Beitragsart: Anderes
Sprache: deutsch
Redaktionsbereich: Internationales, Politik/Info
Entstehung

AutorInnen: Walter Kuhl
Kontakt: info4(at)waltpolitik.de
Radio: dissent, Darmstadt im www
Produktionsdatum: 23.04.2012
CC BY-NC-SA
Creative Commons BY-NC-SA
Namensnennung - Nicht-kommerziell - Weitergabe unter gleichen Bedingungen erwünscht
Skript
Jede moderne Gesellschaft, die etwas auf sich hält, definiert diejenigen, die dazu gehören, und diejenigen, die auszuschließen sind. Sie definiert die Freunde und Feinde der herrschenden Ordnung, weil eine moderne Gesellschaft selbstredend eine Klassengesellschaft ist. Das Interesse derjenigen Klasse, die über das Eigentum an Produktionsmitteln, an Grund und Boden und an den finanziellen Ressourcen verfügt, ist selbstverständlich ein anderes Interesse als das der anderen, sagen wir mal, 90% der Bevölkerung, dem dies verwehrt ist. Die einen halten sich eine Regierung, die in zyklischen Zuckungen von den 90% gewählt oder auch einmal ausgetauscht wird, ohne daß sich der zugrunde liegende Mechanismus der Verteilung von Macht und Herrschaft ändert.

Es ist eben nicht ein Roland Koch, der einem Josef Ackermann sagt, wo es lang geht, sondern umgekehrt, und weil Roland Koch das begriffen und brav umgesetzt hat, ist er nun mit einem lukrativen Posten bei Bilfinger Berger belohnt worden. Das ist nicht Korruption, das ist ganz normal. Und es spielt, um diese Republik als Beispiel zu nehmen, absolut keine Rolle, ob die politischen Wasserträger der kapitalistischen Ordnung aus den Reihen schwarzer, roter, grüner oder gelber Parteien stammen; sie alle spielen brav mit, weil es etwas für sie zu gewinnen gibt, was sie dem gemeinen Fußvolk entweder vorenthalten oder per auftragsgemäßer Gesetzgebung auch wegnehmen. Neuerdings sind einige orangene Piratinnen und Piraten gesichtet worden, die sich nun im Schnelldurchgang anschicken, Anschluß an die politische Etikette dieses Landes zu finden.

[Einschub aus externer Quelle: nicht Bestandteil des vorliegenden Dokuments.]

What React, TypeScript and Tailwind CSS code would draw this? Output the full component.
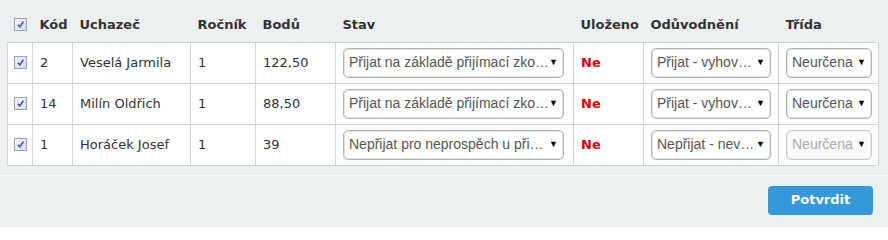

Diese Piratenpartei ist nicht etwa eine Alternative zur bestehenden Ordnung, sondern ihre virtuelle Ergänzung. Postmoderne Nerds transportieren neoliberale Diskursmuster, und dann spielt es auch keine Rolle mehr, ob da irgendwelche rechten Gedankengänge darin eingehen. Denn der Faschismus, das lehrt uns die Geschichte, ist eine Option genau dieser herrschenden Klasse in Krisenzeiten. Daß es sich um nichts anderes als neoliberale Nerds handelt, die mit postmodernem Gedankengut hausieren gehen, hat beispielhaft André de Stefano, der Piratenkandidat für das Amt des Oberbürgermeisters im vergangenen Jahr gezeigt, als er dem politischen Mainstream nachplapperte und die Schuldenbremse als Allheilmittel anpries. Daß selbige Schuldenbremse neue soziale Verwerfungen und Mißstände bringen wird, war ihm als einem Mitglied der gebildeten und zukunftsorientierten Aufsteiger ziemlich egal.

Nun verfügen die Reichen und Mächtigen einer solchen Republik über unzählige ideologische Claqueure und Clowns, die im umfassenden Netz der öffentlich-rechtlichen und privaten Fernseh-, Radio und Printmedien die Meinung ihrer Auftraggeber vor- und nachbeten. Dieses mediale Trommelfeuer wird solange abgefeuert, bis auch der letzte Dussel dieser Republik begriffen hat, daß Selbstverarschung in Castingshows und Assessment Centern, Leistungsbereitschaft in Sport und Job, sowie freiwillige Unterwerfung unter den lebenslangen Lernknast zu den notwendigen Betriebsmitteln des betriebwirtschaftlich funktionierenden homo oeconomicus gehören.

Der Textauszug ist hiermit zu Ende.